Within the material below, find each line bearing the word "components" and present it.
——
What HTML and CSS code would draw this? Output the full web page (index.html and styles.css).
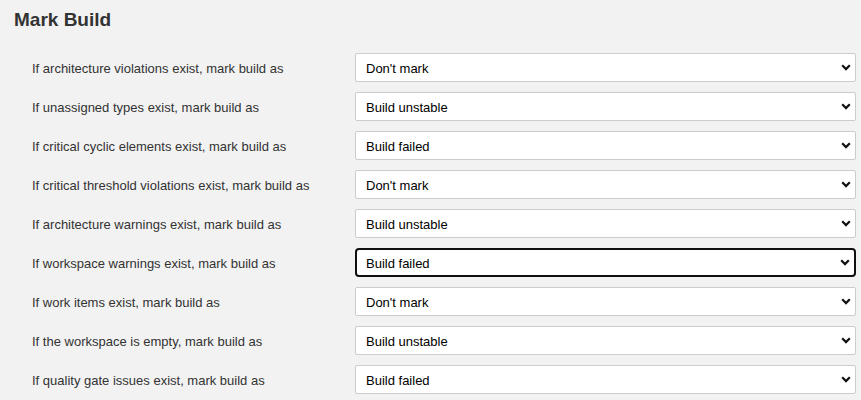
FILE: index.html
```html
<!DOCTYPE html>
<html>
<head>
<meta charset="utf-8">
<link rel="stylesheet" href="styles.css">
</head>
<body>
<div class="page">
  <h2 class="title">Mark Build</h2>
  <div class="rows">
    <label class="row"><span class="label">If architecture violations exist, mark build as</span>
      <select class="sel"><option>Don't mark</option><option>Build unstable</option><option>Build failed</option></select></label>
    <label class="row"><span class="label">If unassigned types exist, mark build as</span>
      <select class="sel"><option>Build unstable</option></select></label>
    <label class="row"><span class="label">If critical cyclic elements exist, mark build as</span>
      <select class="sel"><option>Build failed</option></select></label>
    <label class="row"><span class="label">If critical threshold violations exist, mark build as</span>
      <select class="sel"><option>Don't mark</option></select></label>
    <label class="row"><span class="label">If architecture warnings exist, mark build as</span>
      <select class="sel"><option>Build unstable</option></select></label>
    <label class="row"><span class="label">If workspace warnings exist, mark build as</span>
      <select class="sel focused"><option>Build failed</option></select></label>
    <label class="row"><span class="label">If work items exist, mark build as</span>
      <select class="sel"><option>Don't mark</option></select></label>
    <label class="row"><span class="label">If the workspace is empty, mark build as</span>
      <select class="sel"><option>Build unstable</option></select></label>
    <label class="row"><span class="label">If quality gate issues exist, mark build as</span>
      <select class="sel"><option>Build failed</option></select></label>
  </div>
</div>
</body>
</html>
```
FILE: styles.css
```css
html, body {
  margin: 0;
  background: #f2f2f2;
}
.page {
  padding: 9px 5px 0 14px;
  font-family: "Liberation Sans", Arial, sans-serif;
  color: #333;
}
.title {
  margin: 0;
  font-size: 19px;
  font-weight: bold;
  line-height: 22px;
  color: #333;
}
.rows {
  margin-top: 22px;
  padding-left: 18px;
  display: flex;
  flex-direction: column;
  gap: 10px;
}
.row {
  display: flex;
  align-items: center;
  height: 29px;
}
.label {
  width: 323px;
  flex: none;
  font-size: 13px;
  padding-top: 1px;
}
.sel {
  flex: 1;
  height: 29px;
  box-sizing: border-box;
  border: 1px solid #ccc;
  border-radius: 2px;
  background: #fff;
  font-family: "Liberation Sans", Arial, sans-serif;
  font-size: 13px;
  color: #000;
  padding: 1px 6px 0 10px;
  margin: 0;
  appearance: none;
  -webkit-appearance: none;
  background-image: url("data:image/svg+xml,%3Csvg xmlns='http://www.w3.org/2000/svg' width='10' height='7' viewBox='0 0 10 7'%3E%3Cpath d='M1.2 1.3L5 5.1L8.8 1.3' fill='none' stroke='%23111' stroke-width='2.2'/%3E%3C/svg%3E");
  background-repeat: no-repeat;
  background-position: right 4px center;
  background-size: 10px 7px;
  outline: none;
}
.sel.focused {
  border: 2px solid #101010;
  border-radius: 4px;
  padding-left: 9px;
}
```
——
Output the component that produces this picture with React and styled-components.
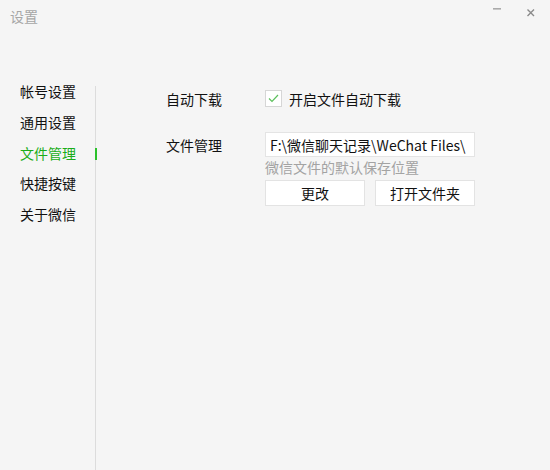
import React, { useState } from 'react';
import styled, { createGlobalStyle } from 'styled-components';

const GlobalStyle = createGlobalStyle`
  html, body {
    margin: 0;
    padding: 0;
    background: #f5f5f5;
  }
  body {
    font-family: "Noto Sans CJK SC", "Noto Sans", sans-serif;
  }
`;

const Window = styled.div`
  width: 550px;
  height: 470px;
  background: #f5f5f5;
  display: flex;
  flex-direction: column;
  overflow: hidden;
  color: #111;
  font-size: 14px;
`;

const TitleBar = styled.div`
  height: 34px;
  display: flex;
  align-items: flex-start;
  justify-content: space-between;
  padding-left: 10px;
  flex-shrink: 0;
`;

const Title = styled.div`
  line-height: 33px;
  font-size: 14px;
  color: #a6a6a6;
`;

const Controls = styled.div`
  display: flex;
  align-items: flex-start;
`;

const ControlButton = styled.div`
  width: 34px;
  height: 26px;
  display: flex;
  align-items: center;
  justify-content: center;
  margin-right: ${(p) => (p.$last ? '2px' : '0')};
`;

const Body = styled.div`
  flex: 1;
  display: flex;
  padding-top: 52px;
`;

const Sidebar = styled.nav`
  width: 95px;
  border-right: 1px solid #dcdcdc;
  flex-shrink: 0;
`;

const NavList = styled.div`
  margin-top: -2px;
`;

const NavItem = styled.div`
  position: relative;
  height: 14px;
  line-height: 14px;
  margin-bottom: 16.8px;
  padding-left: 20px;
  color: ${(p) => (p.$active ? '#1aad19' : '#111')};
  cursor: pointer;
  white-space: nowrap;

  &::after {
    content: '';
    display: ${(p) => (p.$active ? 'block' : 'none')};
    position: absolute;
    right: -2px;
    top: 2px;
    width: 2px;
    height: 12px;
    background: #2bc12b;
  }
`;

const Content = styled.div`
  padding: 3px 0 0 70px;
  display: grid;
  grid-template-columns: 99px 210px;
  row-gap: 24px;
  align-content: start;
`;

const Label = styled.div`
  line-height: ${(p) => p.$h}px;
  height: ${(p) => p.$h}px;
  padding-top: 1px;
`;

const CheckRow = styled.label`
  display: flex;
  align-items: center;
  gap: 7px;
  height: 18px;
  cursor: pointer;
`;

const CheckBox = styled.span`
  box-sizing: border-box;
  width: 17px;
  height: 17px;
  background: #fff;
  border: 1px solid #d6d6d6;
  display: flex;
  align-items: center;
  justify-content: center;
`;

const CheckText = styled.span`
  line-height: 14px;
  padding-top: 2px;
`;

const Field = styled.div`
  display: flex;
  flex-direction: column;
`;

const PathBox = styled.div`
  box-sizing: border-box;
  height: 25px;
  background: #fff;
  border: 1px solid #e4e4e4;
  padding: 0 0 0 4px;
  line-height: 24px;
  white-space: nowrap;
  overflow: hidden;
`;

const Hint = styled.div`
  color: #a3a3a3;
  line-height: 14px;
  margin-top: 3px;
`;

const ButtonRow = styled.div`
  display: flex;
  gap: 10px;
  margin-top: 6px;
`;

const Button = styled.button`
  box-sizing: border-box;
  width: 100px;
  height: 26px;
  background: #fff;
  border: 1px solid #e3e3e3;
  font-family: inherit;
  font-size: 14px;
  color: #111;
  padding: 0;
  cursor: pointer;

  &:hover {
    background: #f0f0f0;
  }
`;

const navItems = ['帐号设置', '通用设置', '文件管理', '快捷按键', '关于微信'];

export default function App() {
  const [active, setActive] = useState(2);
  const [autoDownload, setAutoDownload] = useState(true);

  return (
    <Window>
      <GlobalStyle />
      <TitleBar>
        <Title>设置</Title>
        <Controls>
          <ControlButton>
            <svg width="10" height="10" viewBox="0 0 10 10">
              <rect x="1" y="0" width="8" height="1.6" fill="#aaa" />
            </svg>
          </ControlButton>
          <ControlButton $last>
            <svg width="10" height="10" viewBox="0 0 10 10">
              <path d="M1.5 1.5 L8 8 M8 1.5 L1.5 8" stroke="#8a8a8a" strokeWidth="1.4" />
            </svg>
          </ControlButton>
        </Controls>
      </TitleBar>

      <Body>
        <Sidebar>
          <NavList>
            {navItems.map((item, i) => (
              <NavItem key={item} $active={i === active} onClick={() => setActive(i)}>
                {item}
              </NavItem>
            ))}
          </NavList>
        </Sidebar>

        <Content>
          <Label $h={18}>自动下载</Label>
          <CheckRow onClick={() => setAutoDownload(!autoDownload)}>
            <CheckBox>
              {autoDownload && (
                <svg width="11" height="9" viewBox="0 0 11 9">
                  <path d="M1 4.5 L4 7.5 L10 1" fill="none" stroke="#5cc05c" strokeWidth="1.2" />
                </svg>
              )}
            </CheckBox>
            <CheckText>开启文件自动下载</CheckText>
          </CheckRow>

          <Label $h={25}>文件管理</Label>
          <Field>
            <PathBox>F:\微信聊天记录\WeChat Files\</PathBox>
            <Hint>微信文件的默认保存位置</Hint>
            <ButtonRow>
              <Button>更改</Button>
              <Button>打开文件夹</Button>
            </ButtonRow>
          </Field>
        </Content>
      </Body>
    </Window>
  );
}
——
> **TASK RESPONSE**:
Output the component that produces this picture with React and styled-components.
import styled, { createGlobalStyle } from 'styled-components';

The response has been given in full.